His Atkins study was intended to "show it doesn't work," yet after three months, the overweight men and women had lost an average of 8.6 kilograms, 4.5 more than people on the standard high-carb approach.

The big surprise was cholesterol. The Atkins dieters' overall profile changed for the better. Although their bad cholesterol went up seven points, their good cholesterol rose almost 12. (Changes in the high-carb dieters were less dramatic. Their bad cholesterol went down slightly while their good cholesterol remained unchanged.)

The largest difference was in triglycerides. The Atkins dieters' dropped 22 points. The low-carb dieters' didn't budge.

"It was unexpected, to put it mildly," Foster said. "It made us think maybe there is something to this."

Despite these data, the Atkins diet still gives many health professionals the willies. It encourages people to eat bacon, butter, prime rib and lots of other things loaded with saturated fat. And it lectures against such mainstay carbohydrates as grains, pasta and starchy vegetables, especially in the diet's first cold-turkey stage.

"There are many principles in the Atkins diet that go against what we know," says Dr. Robert Eckel of the University of Colorado, senior author of the American Heart Association's policy on high-protein diets. "It keeps people away from staples of the diet that we know are associated with less heart disease."

Research has shown that people have the best chance of avoiding heart disease, high blood pressure and cancer if they eat a varied diet with plenty of fruits, vegetables and grains.

"It's scary if people leave out these very important food groups and just depend on high-fat, high-protein foods," says Wahida Karmally, nutrition director at Columbia University's clinical research centre.

Furthermore, people on the Atkins plan may get a quarter of their daily calories from saturated fat, which research has shown clogs the arteries and leads to heart attacks.

Mainstream scientists wave off the Atkins camp's answer to this - that saturated fat is harmlessly burned off unless it is eaten with large amounts of carbohydrates.

Traditionalists explain the cholesterol improvement seen in the Atkins dieters by saying slimming down improves cholesterol levels, but add the benefits are probably overshadowed any damage done by all the unhealthy fat that people ate.

Why people lose more weight on the diet is also not clear, although some researchers say they buy one of Atkins' arguments: people stick with it because fat and protein satisfy the appetite. Eating lots of carbohydrates raises insulin levels, lowers blood sugar, and eventually makes people ravenous.

Skeptics say another of Atkins' ideas - that people lose more weight on his plan even if they actually eat more calories - violates the laws of thermodynamics.
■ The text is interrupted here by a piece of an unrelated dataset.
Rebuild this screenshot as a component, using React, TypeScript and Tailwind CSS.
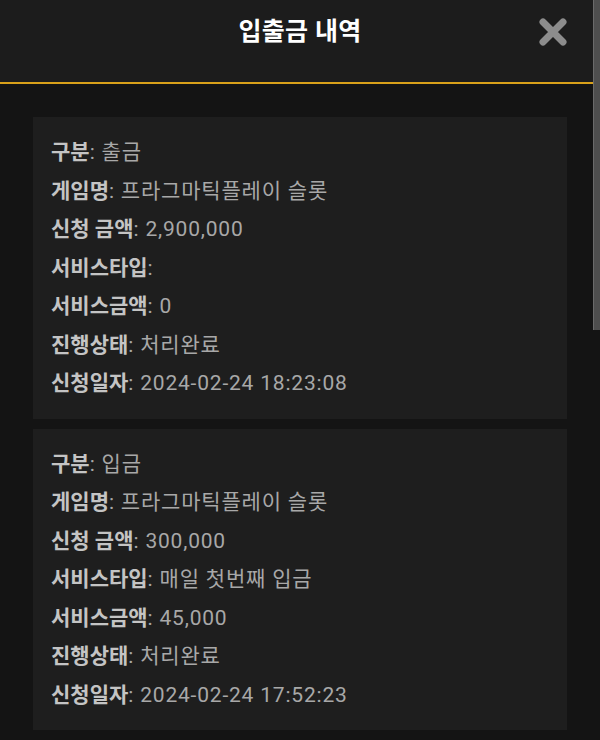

Some of the new studies, however, suggest Atkins may be right, with Atkins dieters losing more weight than those on low-fat diets despite eating more calories.

"Surprised? Definitely," says Bonnie Brehm, a registered dietitian. "We really don't know what the answer is."

And the Atkins weight loss was not simply dehydration, as critics often contend, since dieters in one study also lost twice as much body fat.

Despite these results, many of the researchers who did the studies are reluctant to recommend the Atkins diet for now, saying they know too little about its long-term effects. A large new study just under way could settle those doubts.

This federally sponsored project will randomly put 360 overweight men and women on the Atkins plan or the U.S. Department of Agriculture's standard high-carb, low-fat diet, then watch them in painstaking detail for at least two years.

Despite the professions' unease at the findings so far, some of the researchers involved expect that if the Atkins approach proves safe and effective in larger, longer studies, established opinions will eventually change.

"It's difficult to swallow," says O'Brien, "but the data are the data, even if they go against 30 years of dogma."